What the task asks
Drop every picture, then transcribe the remaining data exactly.

>>>>>

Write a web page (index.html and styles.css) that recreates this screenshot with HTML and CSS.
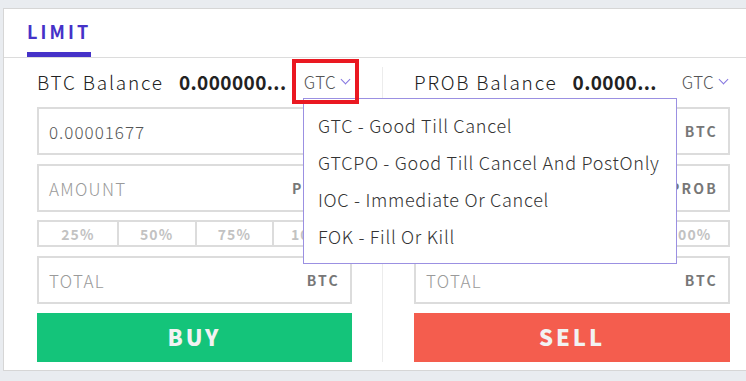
FILE: index.html
```html
<!DOCTYPE html>
<html lang="en">
<head>
    <meta charset="UTF-8">
    <meta name="viewport" content="width=device-width, initial-scale=1.0">
    <title>Limit order</title>
    <link rel="stylesheet" href="styles.css">
</head>
<body>
    <div class="card">
        <div class="tabs">
            <span class="tab active">LIMIT</span>
        </div>
        <div class="order">
            <div class="side">
                <div class="balance">
                    <span class="balanceTitle">BTC Balance</span>
                    <span class="balanceValue">0.000000...</span>
                    <span class="tif">GTC <span class="chevron"></span></span>
                </div>
                <div class="field">
                    <span class="value">0.00001677</span>
                    <span class="unit">BTC</span>
                </div>
                <div class="field">
                    <span class="placeholder">AMOUNT</span>
                    <span class="unit">PROB</span>
                </div>
                <div class="percent">
                    <span>25%</span><span>50%</span><span>75%</span><span>100%</span>
                </div>
                <div class="field">
                    <span class="placeholder">TOTAL</span>
                    <span class="unit">BTC</span>
                </div>
                <button class="btn buy">BUY</button>
            </div>
            <div class="side right">
                <div class="balance">
                    <span class="balanceTitle">PROB Balance</span>
                    <span class="balanceValue">0.0000...</span>
                    <span class="tif">GTC <span class="chevron"></span></span>
                </div>
                <div class="field">
                    <span class="value">0.00001677</span>
                    <span class="unit">BTC</span>
                </div>
                <div class="field">
                    <span class="placeholder">AMOUNT</span>
                    <span class="unit">PROB</span>
                </div>
                <div class="percent">
                    <span>25%</span><span>50%</span><span>75%</span><span>100%</span>
                </div>
                <div class="field">
                    <span class="placeholder">TOTAL</span>
                    <span class="unit">BTC</span>
                </div>
                <button class="btn sell">SELL</button>
            </div>
        </div>

        <ul class="menu">
            <li>GTC - Good Till Cancel</li>
            <li>GTCPO - Good Till Cancel And PostOnly</li>
            <li>IOC - Immediate Or Cancel</li>
            <li>FOK - Fill Or Kill</li>
        </ul>
        <div class="highlight"></div>
    </div>
</body>
</html>
```

FILE: styles.css
```css
* {
    font-family: "Noto Sans CJK KR", "Noto Sans", sans-serif;
    box-sizing: border-box;
}
body {
    margin: 0;
    background: #e9ecf0;
    overflow: hidden;
    font-weight: 300;
}
.card {
    position: relative;
    margin: 8px 0 0 3px;
    width: 790px;
    background: #fff;
    border: 1px solid #d6d6d6;
}
.tabs {
    height: 49px;
    padding-left: 23px;
    border-bottom: 1px solid #dcdcdc;
    display: flex;
    align-items: flex-end;
}
.tab {
    font-size: 18px;
    font-weight: bold;
    letter-spacing: 3.1px;
    color: #4532c8;
    padding-bottom: 10px;
    border-bottom: 5px solid #4532c8;
    line-height: 21px;
}
.order {
    display: flex;
    padding: 9px 0 8px;
}
.side {
    width: 378px;
    padding: 0 30px 0 33px;
    display: flex;
    flex-direction: column;
}
.side.right {
    border-left: 1px solid #ececec;
    padding-left: 31px;
    width: 410px;
    padding-right: 62px;
}
.balance {
    height: 32px;
    padding-bottom: 3px;
    display: flex;
    align-items: center;
    margin-bottom: 8px;
    white-space: nowrap;
}
.balanceTitle {
    font-size: 19px;
    letter-spacing: 1.8px;
    color: #222;
}
.balanceValue {
    margin-left: 15px;
    font-size: 19px;
    font-weight: bold;
    letter-spacing: 0.4px;
    color: #222;
}
.tif {
    margin-left: auto;
    font-size: 17px;
    letter-spacing: 0.3px;
    color: #555;
    display: flex;
    align-items: center;
}
.chevron {
    width: 7px;
    height: 7px;
    margin: -4px 3px 0 6px;
    border-right: 1px solid #8576e0;
    border-bottom: 1px solid #8576e0;
    transform: rotate(45deg);
}
.field {
    height: 48px;
    border: 2px solid #dcdcdc;
    display: flex;
    align-items: center;
    justify-content: space-between;
    padding: 0 12px 0 10px;
    margin-bottom: 9px;
}
.value {
    font-size: 17px;
    letter-spacing: 1px;
    color: #555;
}
.placeholder {
    font-size: 17px;
    letter-spacing: 1.3px;
    color: #9a9a9a;
}
.unit {
    font-size: 14px;
    font-weight: bold;
    letter-spacing: 2.2px;
    color: #777;
    margin-right: -2px;
}
.percent {
    height: 27px;
    margin: -1px 0 9px;
    display: grid;
    grid-template-columns: repeat(4, 1fr);
    border: 2px solid #dcdcdc;
}
.percent span {
    display: flex;
    align-items: center;
    justify-content: center;
    font-size: 14px;
    font-weight: bold;
    letter-spacing: 1px;
    color: #c2c2c2;
    border-left: 2px solid #dcdcdc;
}
.percent span:first-child {
    border-left: none;
}
.btn {
    height: 49px;
    border: none;
    font-size: 22px;
    font-weight: 900;
    letter-spacing: 3px;
    color: #f2f2f2;
    padding: 0 0 4px;
}
.buy {
    background: #14c47a;
}
.sell {
    background: #f45d4e;
}
.menu {
    position: absolute;
    left: 299px;
    top: 89px;
    width: 374px;
    margin: 0;
    padding: 8px 0;
    list-style: none;
    background: #fff;
    border: 1px solid #9b90e2;
}
.menu li {
    height: 37px;
    line-height: 37px;
    padding-left: 14px;
    padding-bottom: 1px;
    font-size: 18px;
    letter-spacing: 0.7px;
    color: #333;
    white-space: nowrap;
}
.highlight {
    position: absolute;
    left: 288px;
    top: 50px;
    width: 67px;
    height: 45px;
    border: 4px solid #ea1821;
}
```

<<<<<

Expected output
Write a web page (index.html and styles.css) that recreates this screenshot with HTML and CSS.
FILE: index.html
```html
<!DOCTYPE html>
<html lang="en">
<head>
    <meta charset="UTF-8">
    <meta name="viewport" content="width=device-width, initial-scale=1.0">
    <title>Limit order</title>
    <link rel="stylesheet" href="styles.css">
</head>
<body>
    <div class="card">
        <div class="tabs">
            <span class="tab active">LIMIT</span>
        </div>
        <div class="order">
            <div class="side">
                <div class="balance">
                    <span class="balanceTitle">BTC Balance</span>
                    <span class="balanceValue">0.000000...</span>
                    <span class="tif">GTC <span class="chevron"></span></span>
                </div>
                <div class="field">
                    <span class="value">0.00001677</span>
                    <span class="unit">BTC</span>
                </div>
                <div class="field">
                    <span class="placeholder">AMOUNT</span>
                    <span class="unit">PROB</span>
                </div>
                <div class="percent">
                    <span>25%</span><span>50%</span><span>75%</span><span>100%</span>
                </div>
                <div class="field">
                    <span class="placeholder">TOTAL</span>
                    <span class="unit">BTC</span>
                </div>
                <button class="btn buy">BUY</button>
            </div>
            <div class="side right">
                <div class="balance">
                    <span class="balanceTitle">PROB Balance</span>
                    <span class="balanceValue">0.0000...</span>
                    <span class="tif">GTC <span class="chevron"></span></span>
                </div>
                <div class="field">
                    <span class="value">0.00001677</span>
                    <span class="unit">BTC</span>
                </div>
                <div class="field">
                    <span class="placeholder">AMOUNT</span>
                    <span class="unit">PROB</span>
                </div>
                <div class="percent">
                    <span>25%</span><span>50%</span><span>75%</span><span>100%</span>
                </div>
                <div class="field">
                    <span class="placeholder">TOTAL</span>
                    <span class="unit">BTC</span>
                </div>
                <button class="btn sell">SELL</button>
            </div>
        </div>

        <ul class="menu">
            <li>GTC - Good Till Cancel</li>
            <li>GTCPO - Good Till Cancel And PostOnly</li>
            <li>IOC - Immediate Or Cancel</li>
            <li>FOK - Fill Or Kill</li>
        </ul>
        <div class="highlight"></div>
    </div>
</body>
</html>
```

FILE: styles.css
```css
* {
    font-family: "Noto Sans CJK KR", "Noto Sans", sans-serif;
    box-sizing: border-box;
}
body {
    margin: 0;
    background: #e9ecf0;
    overflow: hidden;
    font-weight: 300;
}
.card {
    position: relative;
    margin: 8px 0 0 3px;
    width: 790px;
    background: #fff;
    border: 1px solid #d6d6d6;
}
.tabs {
    height: 49px;
    padding-left: 23px;
    border-bottom: 1px solid #dcdcdc;
    display: flex;
    align-items: flex-end;
}
.tab {
    font-size: 18px;
    font-weight: bold;
    letter-spacing: 3.1px;
    color: #4532c8;
    padding-bottom: 10px;
    border-bottom: 5px solid #4532c8;
    line-height: 21px;
}
.order {
    display: flex;
    padding: 9px 0 8px;
}
.side {
    width: 378px;
    padding: 0 30px 0 33px;
    display: flex;
    flex-direction: column;
}
.side.right {
    border-left: 1px solid #ececec;
    padding-left: 31px;
    width: 410px;
    padding-right: 62px;
}
.balance {
    height: 32px;
    padding-bottom: 3px;
    display: flex;
    align-items: center;
    margin-bottom: 8px;
    white-space: nowrap;
}
.balanceTitle {
    font-size: 19px;
    letter-spacing: 1.8px;
    color: #222;
}
.balanceValue {
    margin-left: 15px;
    font-size: 19px;
    font-weight: bold;
    letter-spacing: 0.4px;
    color: #222;
}
.tif {
    margin-left: auto;
    font-size: 17px;
    letter-spacing: 0.3px;
    color: #555;
    display: flex;
    align-items: center;
}
.chevron {
    width: 7px;
    height: 7px;
    margin: -4px 3px 0 6px;
    border-right: 1px solid #8576e0;
    border-bottom: 1px solid #8576e0;
    transform: rotate(45deg);
}
.field {
    height: 48px;
    border: 2px solid #dcdcdc;
    display: flex;
    align-items: center;
    justify-content: space-between;
    padding: 0 12px 0 10px;
    margin-bottom: 9px;
}
.value {
    font-size: 17px;
    letter-spacing: 1px;
    color: #555;
}
.placeholder {
    font-size: 17px;
    letter-spacing: 1.3px;
    color: #9a9a9a;
}
.unit {
    font-size: 14px;
    font-weight: bold;
    letter-spacing: 2.2px;
    color: #777;
    margin-right: -2px;
}
.percent {
    height: 27px;
    margin: -1px 0 9px;
    display: grid;
    grid-template-columns: repeat(4, 1fr);
    border: 2px solid #dcdcdc;
}
.percent span {
    display: flex;
    align-items: center;
    justify-content: center;
    font-size: 14px;
    font-weight: bold;
    letter-spacing: 1px;
    color: #c2c2c2;
    border-left: 2px solid #dcdcdc;
}
.percent span:first-child {
    border-left: none;
}
.btn {
    height: 49px;
    border: none;
    font-size: 22px;
    font-weight: 900;
    letter-spacing: 3px;
    color: #f2f2f2;
    padding: 0 0 4px;
}
.buy {
    background: #14c47a;
}
.sell {
    background: #f45d4e;
}
.menu {
    position: absolute;
    left: 299px;
    top: 89px;
    width: 374px;
    margin: 0;
    padding: 8px 0;
    list-style: none;
    background: #fff;
    border: 1px solid #9b90e2;
}
.menu li {
    height: 37px;
    line-height: 37px;
    padding-left: 14px;
    padding-bottom: 1px;
    font-size: 18px;
    letter-spacing: 0.7px;
    color: #333;
    white-space: nowrap;
}
.highlight {
    position: absolute;
    left: 288px;
    top: 50px;
    width: 67px;
    height: 45px;
    border: 4px solid #ea1821;
}
```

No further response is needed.